The focus and the concentration and the attention to detail that flying takes is a kind of meditation. I find it restful and engaging, and other things slip away.
Parenting is an impossible job at any age.
What is news? It's hard to quantify. Certainly news has changed completely, and the morning shows are not really designed to bring you the news, except to tell you what happened overnight, and the rest of it is a kind of magazine mentality - a little bit of this, a little bit of that. It's harder to be an educated and informed citizen.
I have the ordinary experience of being anonymous when I'm in an airplane talking to air-traffic control, and they don't know who they're talking to. I have a lot of common experiences.
Sometimes I try to improve the language, the lines, or the delivery, but I don't ad-lib because I think that makes it really hard for everybody else involved.
If you're asking me to acknowledge that I've gotten older, I can do that.
I am not the first man who wanted to make changes in his life at 60 and I won't be the last. It is just that others can do it with anonymity.
It doesn't interest me to be Harrison Ford. It interests me to be Mike Pomeroy and Indiana Jones and Jack Ryan. I don't want to be in the Harrison Ford business. I take what I do seriously, but I don't take myself seriously.
I think retirement's for old people. I'm still in the business, thank you. I have a young child of nine years old, and I want to live as long as I can to see him grow up. I'm enjoying my life and I want to stick around for as long as I can.
I'm like old shoes. I've never been hip. I think the reason I'm still here is that I was never enough in fashion that I had to be replaced by something new.
Starring in a science-fiction film doesn't mean you have to act science fiction.

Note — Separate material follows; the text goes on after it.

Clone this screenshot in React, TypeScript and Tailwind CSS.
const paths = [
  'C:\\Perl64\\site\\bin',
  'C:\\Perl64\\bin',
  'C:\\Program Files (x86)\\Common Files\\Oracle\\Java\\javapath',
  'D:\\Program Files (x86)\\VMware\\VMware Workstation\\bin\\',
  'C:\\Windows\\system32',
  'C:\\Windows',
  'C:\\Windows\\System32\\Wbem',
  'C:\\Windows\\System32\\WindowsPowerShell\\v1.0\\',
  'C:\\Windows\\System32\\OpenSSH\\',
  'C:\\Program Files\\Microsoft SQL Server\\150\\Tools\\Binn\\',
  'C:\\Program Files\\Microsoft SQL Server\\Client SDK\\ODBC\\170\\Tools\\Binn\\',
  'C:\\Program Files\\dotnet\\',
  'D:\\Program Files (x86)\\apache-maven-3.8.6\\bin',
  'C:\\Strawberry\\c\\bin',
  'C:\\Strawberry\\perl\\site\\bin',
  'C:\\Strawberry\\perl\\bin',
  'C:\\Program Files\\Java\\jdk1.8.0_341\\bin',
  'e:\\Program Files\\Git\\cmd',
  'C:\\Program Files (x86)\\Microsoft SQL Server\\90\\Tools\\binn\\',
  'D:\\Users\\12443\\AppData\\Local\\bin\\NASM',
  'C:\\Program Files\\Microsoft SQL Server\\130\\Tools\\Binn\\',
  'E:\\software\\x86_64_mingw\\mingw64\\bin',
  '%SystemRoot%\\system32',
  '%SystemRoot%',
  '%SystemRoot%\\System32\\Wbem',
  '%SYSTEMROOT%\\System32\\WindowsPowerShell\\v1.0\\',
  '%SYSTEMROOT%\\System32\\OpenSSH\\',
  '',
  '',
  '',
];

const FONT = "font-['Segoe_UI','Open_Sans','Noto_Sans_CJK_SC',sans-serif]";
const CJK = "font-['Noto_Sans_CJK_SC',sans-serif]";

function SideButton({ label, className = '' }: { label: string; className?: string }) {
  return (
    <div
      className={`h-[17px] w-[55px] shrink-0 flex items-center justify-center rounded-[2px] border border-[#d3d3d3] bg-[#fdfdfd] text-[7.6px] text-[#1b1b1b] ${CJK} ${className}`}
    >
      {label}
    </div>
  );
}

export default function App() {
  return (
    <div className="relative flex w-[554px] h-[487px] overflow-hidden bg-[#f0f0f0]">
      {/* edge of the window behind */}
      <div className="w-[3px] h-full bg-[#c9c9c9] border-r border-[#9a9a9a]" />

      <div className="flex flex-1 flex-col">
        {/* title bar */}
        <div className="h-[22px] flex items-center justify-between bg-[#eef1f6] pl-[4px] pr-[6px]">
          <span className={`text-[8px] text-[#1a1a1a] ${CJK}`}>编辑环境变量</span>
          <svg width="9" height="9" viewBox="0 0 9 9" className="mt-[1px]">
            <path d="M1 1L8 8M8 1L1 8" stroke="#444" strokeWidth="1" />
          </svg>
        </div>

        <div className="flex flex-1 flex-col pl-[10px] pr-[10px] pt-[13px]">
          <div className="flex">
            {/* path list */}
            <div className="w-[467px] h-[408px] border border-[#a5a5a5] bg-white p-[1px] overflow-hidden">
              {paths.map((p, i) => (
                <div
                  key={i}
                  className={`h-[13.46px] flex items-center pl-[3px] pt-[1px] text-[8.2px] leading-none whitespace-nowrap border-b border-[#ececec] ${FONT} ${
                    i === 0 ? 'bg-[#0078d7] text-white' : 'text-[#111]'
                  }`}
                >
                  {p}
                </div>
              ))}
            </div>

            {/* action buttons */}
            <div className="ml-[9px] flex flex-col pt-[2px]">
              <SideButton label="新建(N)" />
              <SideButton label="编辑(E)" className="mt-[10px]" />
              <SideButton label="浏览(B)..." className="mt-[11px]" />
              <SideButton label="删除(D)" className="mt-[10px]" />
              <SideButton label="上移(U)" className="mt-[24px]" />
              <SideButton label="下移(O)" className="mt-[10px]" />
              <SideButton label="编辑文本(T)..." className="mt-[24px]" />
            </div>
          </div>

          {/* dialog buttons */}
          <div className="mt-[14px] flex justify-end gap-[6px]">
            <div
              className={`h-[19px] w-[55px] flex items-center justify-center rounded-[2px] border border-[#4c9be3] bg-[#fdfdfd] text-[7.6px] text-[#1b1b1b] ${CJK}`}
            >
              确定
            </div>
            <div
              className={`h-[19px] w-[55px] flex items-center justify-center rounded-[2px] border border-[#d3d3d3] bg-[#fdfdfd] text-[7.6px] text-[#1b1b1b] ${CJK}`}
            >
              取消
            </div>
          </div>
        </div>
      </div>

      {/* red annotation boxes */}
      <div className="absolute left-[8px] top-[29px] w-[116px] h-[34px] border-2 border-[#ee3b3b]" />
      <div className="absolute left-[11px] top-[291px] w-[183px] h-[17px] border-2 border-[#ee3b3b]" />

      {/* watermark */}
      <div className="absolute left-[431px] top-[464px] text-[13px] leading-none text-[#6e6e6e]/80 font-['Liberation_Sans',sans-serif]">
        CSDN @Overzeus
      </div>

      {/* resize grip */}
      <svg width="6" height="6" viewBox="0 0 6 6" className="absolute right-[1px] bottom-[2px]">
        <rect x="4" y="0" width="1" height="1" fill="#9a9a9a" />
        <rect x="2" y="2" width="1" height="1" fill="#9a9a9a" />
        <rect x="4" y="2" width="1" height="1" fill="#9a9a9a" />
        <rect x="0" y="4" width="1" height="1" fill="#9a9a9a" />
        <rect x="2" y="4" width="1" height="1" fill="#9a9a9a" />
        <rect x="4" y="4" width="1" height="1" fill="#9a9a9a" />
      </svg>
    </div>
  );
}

The original 'Star Wars' that I was a part of really was the beginning of my working life.
I don't like baseball movies. I like movies about moral courage and people who are indomitable and courageous and right.
I'm quite curious and excited about seeing a new script for 'Blade Runner.' If, in fact, the opportunity would exist to do another, if it's a good script, I would be very anxious to work with Ridley Scott again; he's a very talented and passionate filmmaker. And I think it would be very interesting to revisit the character.
'Years of Living Dangerously' is a wonderful opportunity to reach a lot of people with the story and importance of climate change in our lives; in recent history, there's no bigger threat to the quality of human life than what is taking place right now in respect of climate change.
I think of myself as an assistant storyteller.
The trick of this thing and the beauty of this thing is that it's a cowboy movie first and then stuff happens. Even after stuff happens it doesn't change - it hasn't suddenly changed into another kind of movie. It's still a cowboy movie. And that's what's incredible about it because nobody has done that before, that's new territory.
I rarely play a real person, because I don't think I'm a good imitator.
I retire every time I'm done with a movie. Then I go back. You know, I enjoy sleep. But I love to work; it's fun for me. As long as it continues to be fun, and I'm tolerated by the people around me, I will do it.
The set for 'Blade Runner' was maybe the hardest set I've ever worked on because I think we worked 50 nights in a row, and it was always raining.
It's part of the job of the actor to torture the director.